- The Washington Times - Friday, April 27, 2001

DETROIT It's a touchy subject, and one that Jason Johnson doesn't like to discuss, but on days like this, comparisons to last season are bound to come up.

The Baltimore Orioles right-hander had brushed aside all thoughts of last year's 1-10 nightmare through spring training and his first three starts of the season, showing new command of his pitches and new stability in his sometimes fragile psyche.

Neither Johnson nor Orioles manager Mike Hargrove could avoid the inevitable comparison yesterday afternoon, though, after the 27-year-old lasted just 2 2/3 innings in Baltimore's 8-2 loss to the Detroit Tigers.

Johnson, who gave up four runs and eight hits in the shortest outing by an Orioles starter this year, declined to discuss last season. Hargrove, while noticing some similarities between yesterday's outing and the majority of Johnson's 2000 starts, took the high road.

"I hesitate to compare it to last year. Last year's last year it's over," Hargrove said. "Obviously, the results were similar to last year. He just got hit, and that's going to happen. You make 34 starts, you're going to have three or four where you're going to get hammered around."

Johnson (1-2) says he has fallen into a "little rut." He began noticing a slight kink in his delivery during his last start against the Tampa Bay Devil Rays and felt it again yesterday.

"Instead of being smooth like I was the first three starts, the last two I've been kind of jerky in my windup and trying to throw too hard," he said. "I'm just going to have to settle down and be a little more smooth like I was in Florida, and things will be OK."

The problem was obvious from the start yesterday. The first five Detroit batters all hit deep drives to the outfield: a leadoff home run by Jose Macias, a pair of long fly outs by Ryan Jackson and Bobby Higginson, a double to left-center by Tony Clark and a triple to right-center by Wendell Magee.

"He was up with everything and couldn't get his slow stuff over," Hargrove said. "He'd make a good pitch, and they'd foul it off. His location wasn't good today."

The Tigers, who snapped a seven-game losing streak and dashed Baltimore's hopes of reaching the .500 mark, never let up against Johnson. Three singles, a double and a walk in the third inning ended his day and put Detroit up 4-0.

Behind a strong long relief appearance by lefty B.J. Ryan (one run, no hits in 3 1/3 innings) and a brief sixth-inning rally, the Orioles were able to keep things close. With Mike Bordick on first, Delino DeShields lofted a fly ball between left fielder Higginson and center fielder Juan Encarnacion that turned into DeShields' second triple of the series and one of three hit yesterday.

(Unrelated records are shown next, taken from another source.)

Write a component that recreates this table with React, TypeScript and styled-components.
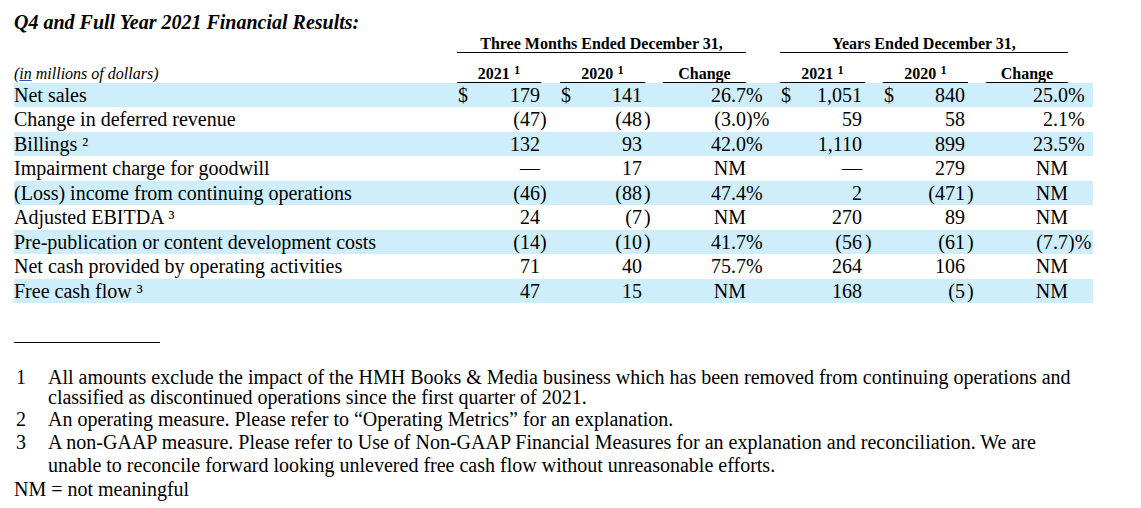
import React from "react"
import styled, { createGlobalStyle } from "styled-components"

const GlobalStyle = createGlobalStyle`
	html, body {
		margin: 0;
		padding: 0;
		background: #fff;
	}
	body {
		font-family: "Liberation Serif", "Times New Roman", serif;
		color: #000;
	}
`

// label | Q 2021 | Q 2020 | Q change | Y 2021 | Y 2020 | Y change | rest
const COLS = "443px 84px 104px 101px 119px 103px 100px 1fr"

const Page = styled.div`
	width: 1141px;
	height: 508px;
	box-sizing: border-box;
	padding: 11px 0 0 14px;
	overflow: hidden;
`
const Title = styled.div`
	font-size: 20px;
	line-height: 23px;
	font-weight: bold;
	font-style: italic;
`
const Table = styled.div`
	width: 1079px;
`
const HeadRow = styled.div<{ $top: number }>`
	display: grid;
	grid-template-columns: ${COLS};
	margin-top: ${(p) => p.$top}px;
	align-items: end;
	white-space: nowrap;
`
const Units = styled.div`
	font-size: 16px;
	line-height: 16px;
	font-style: italic;
	padding-bottom: 1px;

	u {
		text-decoration-color: #2f56d8;
	}
`
const HeadCell = styled.div<{ $gap: number; $span?: number }>`
	padding-left: ${(p) => p.$gap}px;
	grid-column: span ${(p) => p.$span || 1};
`
const HeadText = styled.div`
	border-bottom: 1px solid #000;
	text-align: center;
	font-size: 16px;
	line-height: 16px;
	font-weight: bold;
`
const Sup = styled.span`
	font-size: 19px;
`
const Row = styled.div<{ $shaded?: boolean }>`
	display: grid;
	grid-template-columns: ${COLS};
	height: 24.44px;
	line-height: 25px;
	font-size: 20px;
	white-space: nowrap;
	background: ${(p) => (p.$shaded ? "#cfeefb" : "transparent")};
`
const Label = styled.div``
const Cell = styled.div<{ $gap: number; $pr: number }>`
	display: flex;
	padding-left: ${(p) => p.$gap}px;
	padding-right: ${(p) => p.$pr}px;
`
const Dollar = styled.span`
	padding-left: 1px;
`
const Num = styled.span`
	margin-left: auto;
`
const Hang = styled.span<{ $gap: number }>`
	display: inline-block;
	width: 0;
	text-indent: ${(p) => p.$gap}px;
	white-space: nowrap;
`
const Rule = styled.div`
	width: 146px;
	height: 1px;
	background: #000;
	margin-top: 39px;
`
const Notes = styled.div`
	margin-top: 24px;
	width: 1066px;
	font-size: 20px;
	line-height: 22px;
`
const Note = styled.div<{ $lh?: number }>`
	display: grid;
	grid-template-columns: 34px 1fr;
	line-height: ${(p) => p.$lh || 22}px;
	margin-bottom: 1px;
`
const NoteNo = styled.div`
	padding-left: 2px;
`

const columns = [
	{ gap: 0, pr: 1, hang: 0 },
	{ gap: 19, pr: 3, hang: 2 },
	{ gap: 18, pr: 0, hang: 0 },
	{ gap: 34, pr: 3, hang: 3 },
	{ gap: 18, pr: 3, hang: 2 },
	{ gap: 18, pr: 0, hang: 0 },
]

const rows: { label: string; sup?: string; dollar?: boolean; values: string[] }[] = [
	{ label: "Net sales", dollar: true, values: ["179", "141", "26.7%", "1,051", "840", "25.0%"] },
	{ label: "Change in deferred revenue", values: ["(47)", "(48)", "(3.0)%", "59", "58", "2.1%"] },
	{ label: "Billings", sup: "²", values: ["132", "93", "42.0%", "1,110", "899", "23.5%"] },
	{ label: "Impairment charge for goodwill", values: ["—", "17", "NM", "—", "279", "NM"] },
	{ label: "(Loss) income from continuing operations", values: ["(46)", "(88)", "47.4%", "2", "(471)", "NM"] },
	{ label: "Adjusted EBITDA", sup: "³", values: ["24", "(7)", "NM", "270", "89", "NM"] },
	{ label: "Pre-publication or content development costs", values: ["(14)", "(10)", "41.7%", "(56)", "(61)", "(7.7)%"] },
	{ label: "Net cash provided by operating activities", values: ["71", "40", "75.7%", "264", "106", "NM"] },
	{ label: "Free cash flow", sup: "³", values: ["47", "15", "NM", "168", "(5)", "NM"] },
]

const subHeads = ["2021", "2020", "Change", "2021", "2020", "Change"]

const notes = [
	{
		no: "1",
		lh: 20,
		text: "All amounts exclude the impact of the HMH Books & Media business which has been removed from continuing operations and classified as discontinued operations since the first quarter of 2021.",
	},
	{ no: "2", lh: 22, text: "An operating measure. Please refer to “Operating Metrics” for an explanation." },
	{
		no: "3",
		lh: 23,
		text: "A non-GAAP measure. Please refer to Use of Non-GAAP Financial Measures for an explanation and reconciliation. We are unable to reconcile forward looking unlevered free cash flow without unreasonable efforts.",
	},
]

const split = (v: string) => {
	const m = v.match(/^(.*?)(\)?%?)$/)
	return m ? [m[1], m[2]] : [v, ""]
}

const Value = ({ value, col, dollar }: { value: string; col: number; dollar?: boolean }) => {
	const c = columns[col]
	const [num, tail] = split(value)
	const isPct = col === 2 || col === 5
	return (
		<Cell $gap={c.gap} $pr={c.pr}>
			{dollar && !isPct && <Dollar>$</Dollar>}
			<Num>
				{num}
				{tail && <Hang $gap={tail.startsWith(")") ? c.hang : 0}>{tail}</Hang>}
			</Num>
		</Cell>
	)
}

export default function App() {
	return (
		<Page>
			<GlobalStyle />
			<Title>Q4 and Full Year 2021 Financial Results:</Title>
			<Table>
				<HeadRow $top={2}>
					<div />
					<HeadCell $gap={0} $span={3}>
						<HeadText>Three Months Ended December 31,</HeadText>
					</HeadCell>
					<HeadCell $gap={34} $span={3}>
						<HeadText>Years Ended December 31,</HeadText>
					</HeadCell>
				</HeadRow>
				<HeadRow $top={12}>
					<Units>
						(<u>in</u> millions of dollars)
					</Units>
					{subHeads.map((h, i) => (
						<HeadCell key={i} $gap={columns[i].gap}>
							<HeadText>
								{h}
								{h !== "Change" && <Sup> ¹</Sup>}
							</HeadText>
						</HeadCell>
					))}
				</HeadRow>
				{rows.map((r, i) => (
					<Row key={r.label} $shaded={i % 2 === 0}>
						<Label>
							{r.label}
							{r.sup && ` ${r.sup}`}
						</Label>
						{r.values.map((v, j) => (
							<Value key={j} value={v} col={j} dollar={r.dollar} />
						))}
						<div />
					</Row>
				))}
			</Table>
			<Rule />
			<Notes>
				{notes.map((n) => (
					<Note key={n.no} $lh={n.lh}>
						<NoteNo>{n.no}</NoteNo>
						<div>{n.text}</div>
					</Note>
				))}
				<div>NM = not meaningful</div>
			</Notes>
		</Page>
	)
}
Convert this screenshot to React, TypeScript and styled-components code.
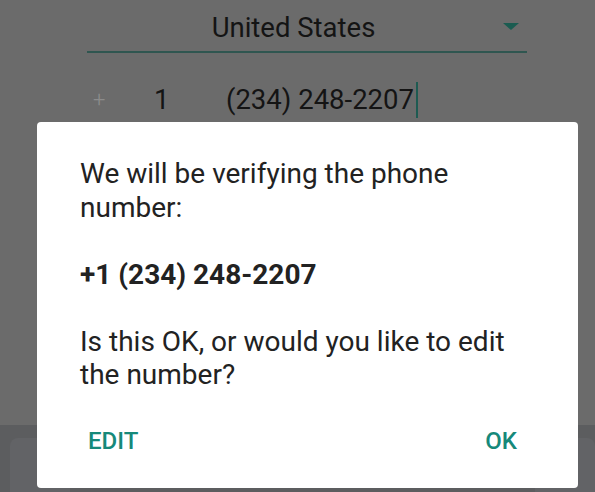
import React from "react";
import styled, { createGlobalStyle } from "styled-components";

const Global = createGlobalStyle`
  html, body { margin: 0; padding: 0; }
  body { font-family: Roboto, "Noto Sans", sans-serif; }
`;

const Screen = styled.div`
  position: relative;
  width: 595px;
  height: 492px;
  overflow: hidden;
  background: #6b6b6b;
  display: flex;
  flex-direction: column;
`;

const Form = styled.div`
  flex: 1;
  display: flex;
  flex-direction: column;
  padding: 11px 0 0 87px;
`;

const CountrySelect = styled.div`
  width: 440px;
  height: 42px;
  box-sizing: border-box;
  border-bottom: 2px solid #2f5650;
  display: flex;
  align-items: flex-start;
  justify-content: center;
  padding-right: 27px;
  position: relative;
  font-size: 27.5px;
  line-height: 33px;
  color: #141414;
`;

const Caret = styled.svg`
  position: absolute;
  right: 8px;
  top: 12px;
`;

const PhoneRow = styled.div`
  margin-top: 29px;
  padding-left: 6px;
  display: flex;
  align-items: center;
  font-size: 27.5px;
  line-height: 36px;
  height: 36px;
  color: #141414;
`;

const Plus = styled.span`
  color: #8c8c8c;
  width: 61px;
  font-size: 22px;
  font-weight: 300;
`;

const Code = styled.span`
  width: 72px;
`;

const Cursor = styled.span`
  display: inline-block;
  width: 2px;
  height: 36px;
  background: #1e5b52;
  margin-left: 2px;
`;

const Keyboard = styled.div`
  height: 67px;
  background: #5c5d5f;
  padding: 13px 0 0 10px;
  box-sizing: border-box;
  display: flex;
  justify-content: space-between;
`;

const Key = styled.div`
  width: 60px;
  height: 70px;
  border-radius: 8px;
  background: #626366;
`;

const Dialog = styled.div`
  position: absolute;
  left: 37px;
  top: 122px;
  width: 541px;
  height: 366px;
  background: #ffffff;
  border-radius: 4px;
  box-sizing: border-box;
  padding: 35px 48px 0 43px;
  display: flex;
  flex-direction: column;
  color: #222222;
  font-size: 28px;
  line-height: 33.5px;
`;

const Para = styled.p<{ $bold?: boolean }>`
  margin: 0 0 33.5px 0;
  font-weight: ${(p) => (p.$bold ? 700 : 400)};
`;

const Actions = styled.div`
  margin-top: auto;
  margin-bottom: 33px;
  display: flex;
  justify-content: space-between;
  padding: 0 13px 0 8px;
  line-height: 28px;
`;

const ActionButton = styled.span`
  color: #16897a;
  font-weight: 500;
  font-size: 24px;
`;

export default function App() {
  return (
    <>
      <Global />
      <Screen>
        <Form>
          <CountrySelect>
            United States
            <Caret width="16" height="7" viewBox="0 0 16 7">
              <path d="M0 0 H16 L8 7 Z" fill="#1b5c51" />
            </Caret>
          </CountrySelect>
          <PhoneRow>
            <Plus>+</Plus>
            <Code>1</Code>
            <span>(234) 248-2207</span>
            <Cursor />
          </PhoneRow>
        </Form>
        <Keyboard>
          <Key />
          <Key />
        </Keyboard>
        <Dialog>
          <Para>We will be verifying the phone number:</Para>
          <Para $bold>+1 (234) 248-2207</Para>
          <Para>Is this OK, or would you like to edit the number?</Para>
          <Actions>
            <ActionButton>EDIT</ActionButton>
            <ActionButton>OK</ActionButton>
          </Actions>
        </Dialog>
      </Screen>
    </>
  );
}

DeShields scored on a passed ball to cut the deficit to 4-2, but Baltimore managed little more offense against Tigers right-hander Chris Holt (2-2), who tossed the fourth complete game of his career to end the Orioles' three-game winning streak.

Rookie reliever Jorge Julio, making his major league debut, couldn't keep the Orioles close, giving up three runs, two hits and two walks while committing an error in two-thirds of an inning. The 22-year-old right-hander, whom the club says has the stuff to become a closer someday, was overwhelmed in his first appearance above Class AA, allowing a bases-clearing triple by Encarnacion that ended up behind the flagpole some 435 feet away in deep left-center at Comerica Park.

"Julio came in and was obviously nervous," Hargrove said. "The guy normally throws the ball 95-97 mph, and I looked up there and it was 88-89. You run into that with young kids. I don't necessarily think that you can base a decision on one outing for anybody, but especially with a kid who's got the talent that he has."

The Venezuelan native, who had four saves and a 0.00 ERA in six games with the Bowie Baysox, was relieved, at the least, to get his first major league appearance out of the way.

"The second opportunity I get, I'm not going to come in the same way I did the first time," he said, through a interpreter.

Notes Holding true to his word, Hargrove sat third baseman Cal Ripken for the third time in six games yesterday. Hargrove had informed the 40-year-old All-Star that his playing time will be diminished to "two to five games a week." …

With the Baltimore bullpen stretched thin, left-hander Chuck McElroy made a brief, two-batter appearance in the eighth inning. McElroy will still start tomorrow night against Minnesota… .

First baseman David Segui missed his third straight game with a bruised left finger, the result of getting spiked Sunday against Tampa Bay. Hargrove said he wouldn't be surprised if Segui, who is day-to-day, is available to play this weekend in Minnesota.